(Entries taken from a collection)
------------------------

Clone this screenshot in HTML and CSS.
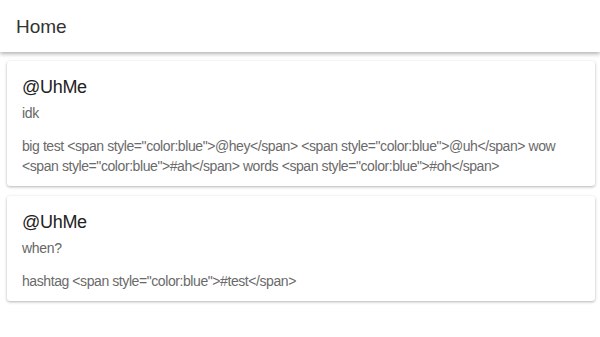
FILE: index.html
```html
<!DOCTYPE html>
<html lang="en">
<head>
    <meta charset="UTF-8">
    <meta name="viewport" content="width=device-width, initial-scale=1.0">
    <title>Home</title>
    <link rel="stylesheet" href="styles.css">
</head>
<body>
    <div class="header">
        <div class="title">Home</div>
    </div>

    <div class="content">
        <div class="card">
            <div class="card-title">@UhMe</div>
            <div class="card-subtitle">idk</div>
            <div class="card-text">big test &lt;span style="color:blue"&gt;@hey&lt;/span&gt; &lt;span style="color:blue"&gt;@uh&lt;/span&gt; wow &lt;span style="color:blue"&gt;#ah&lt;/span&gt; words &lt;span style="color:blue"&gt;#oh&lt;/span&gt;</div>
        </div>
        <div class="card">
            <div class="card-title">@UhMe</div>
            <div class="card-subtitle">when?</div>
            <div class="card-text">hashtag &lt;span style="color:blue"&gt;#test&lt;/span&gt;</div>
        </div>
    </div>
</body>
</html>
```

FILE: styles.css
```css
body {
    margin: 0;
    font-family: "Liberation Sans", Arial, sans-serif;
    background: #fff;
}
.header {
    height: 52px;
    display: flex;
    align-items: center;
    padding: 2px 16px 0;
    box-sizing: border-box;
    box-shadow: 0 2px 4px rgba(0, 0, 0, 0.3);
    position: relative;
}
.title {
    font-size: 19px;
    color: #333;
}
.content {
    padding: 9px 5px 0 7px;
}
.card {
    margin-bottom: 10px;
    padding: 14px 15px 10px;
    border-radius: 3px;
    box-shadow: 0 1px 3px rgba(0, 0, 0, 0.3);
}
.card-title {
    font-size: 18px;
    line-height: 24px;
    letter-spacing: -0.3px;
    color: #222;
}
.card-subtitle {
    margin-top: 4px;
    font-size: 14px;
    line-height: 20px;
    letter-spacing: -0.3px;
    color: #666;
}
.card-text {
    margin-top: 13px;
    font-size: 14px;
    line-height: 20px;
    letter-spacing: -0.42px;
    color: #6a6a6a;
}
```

------------------------

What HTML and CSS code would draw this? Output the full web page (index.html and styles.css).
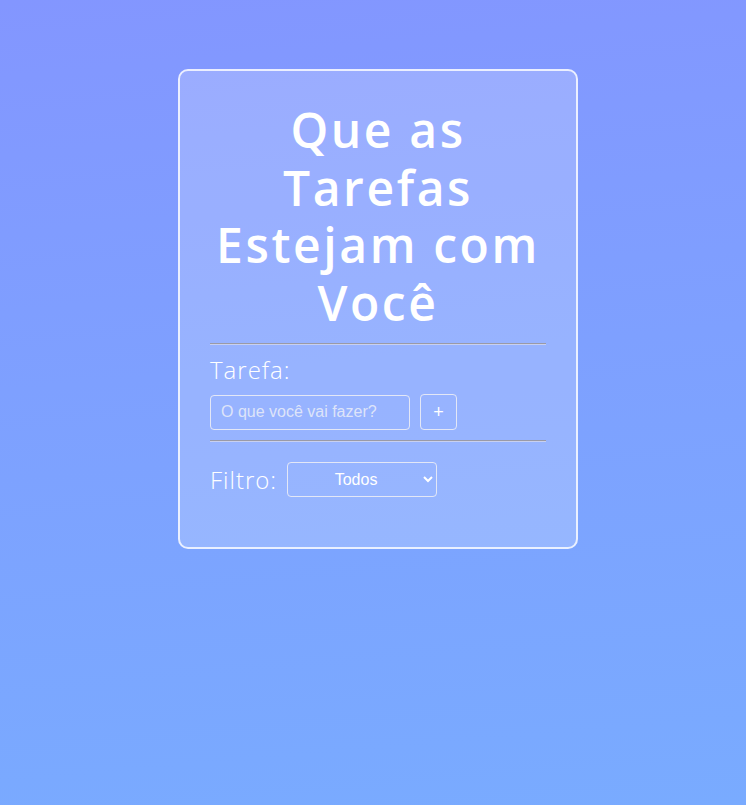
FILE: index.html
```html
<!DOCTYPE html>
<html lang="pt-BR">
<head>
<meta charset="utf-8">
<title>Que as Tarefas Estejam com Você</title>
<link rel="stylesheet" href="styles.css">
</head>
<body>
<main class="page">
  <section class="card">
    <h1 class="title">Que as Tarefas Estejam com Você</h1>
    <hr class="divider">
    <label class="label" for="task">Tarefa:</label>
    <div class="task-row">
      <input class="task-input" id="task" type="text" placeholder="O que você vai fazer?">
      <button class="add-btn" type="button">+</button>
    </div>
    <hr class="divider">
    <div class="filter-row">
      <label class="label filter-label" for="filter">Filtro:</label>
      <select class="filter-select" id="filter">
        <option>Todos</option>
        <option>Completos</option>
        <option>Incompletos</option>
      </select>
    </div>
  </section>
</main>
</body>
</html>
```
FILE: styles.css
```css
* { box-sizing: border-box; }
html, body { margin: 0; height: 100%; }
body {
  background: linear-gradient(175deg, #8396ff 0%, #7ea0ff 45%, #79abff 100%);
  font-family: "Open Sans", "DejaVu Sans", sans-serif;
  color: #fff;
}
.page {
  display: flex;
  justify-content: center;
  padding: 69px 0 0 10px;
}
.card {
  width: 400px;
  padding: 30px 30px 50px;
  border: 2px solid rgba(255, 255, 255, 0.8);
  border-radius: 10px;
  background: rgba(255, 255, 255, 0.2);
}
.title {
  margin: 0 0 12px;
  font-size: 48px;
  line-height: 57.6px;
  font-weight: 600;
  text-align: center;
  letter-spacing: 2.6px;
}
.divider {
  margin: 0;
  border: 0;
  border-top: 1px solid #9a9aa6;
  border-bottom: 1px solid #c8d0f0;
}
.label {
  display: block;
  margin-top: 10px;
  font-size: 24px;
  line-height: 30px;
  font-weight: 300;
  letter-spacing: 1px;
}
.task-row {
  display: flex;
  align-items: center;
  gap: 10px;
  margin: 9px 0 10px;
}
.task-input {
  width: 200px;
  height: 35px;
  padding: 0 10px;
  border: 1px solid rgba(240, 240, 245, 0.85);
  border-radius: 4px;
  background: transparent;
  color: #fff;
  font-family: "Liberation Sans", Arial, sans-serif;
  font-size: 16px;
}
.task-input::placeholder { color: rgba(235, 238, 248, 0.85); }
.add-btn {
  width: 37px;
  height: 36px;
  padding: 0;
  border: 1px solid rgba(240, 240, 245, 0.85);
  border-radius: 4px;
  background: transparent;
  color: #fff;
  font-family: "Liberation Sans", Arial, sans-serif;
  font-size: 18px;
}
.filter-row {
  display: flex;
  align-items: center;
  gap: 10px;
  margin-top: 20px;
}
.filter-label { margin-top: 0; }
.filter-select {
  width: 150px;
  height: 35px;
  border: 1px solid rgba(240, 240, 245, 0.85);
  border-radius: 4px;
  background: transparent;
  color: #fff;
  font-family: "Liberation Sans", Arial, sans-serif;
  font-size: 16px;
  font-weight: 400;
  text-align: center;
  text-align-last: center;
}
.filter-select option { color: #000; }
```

------------------------

--- Exercise ---
Which lines in the records above contain the string "page"? Copy each one.

--- Reply ---
What HTML and CSS code would draw this? Output the full web page (index.html and styles.css).
<main class="page">
.page {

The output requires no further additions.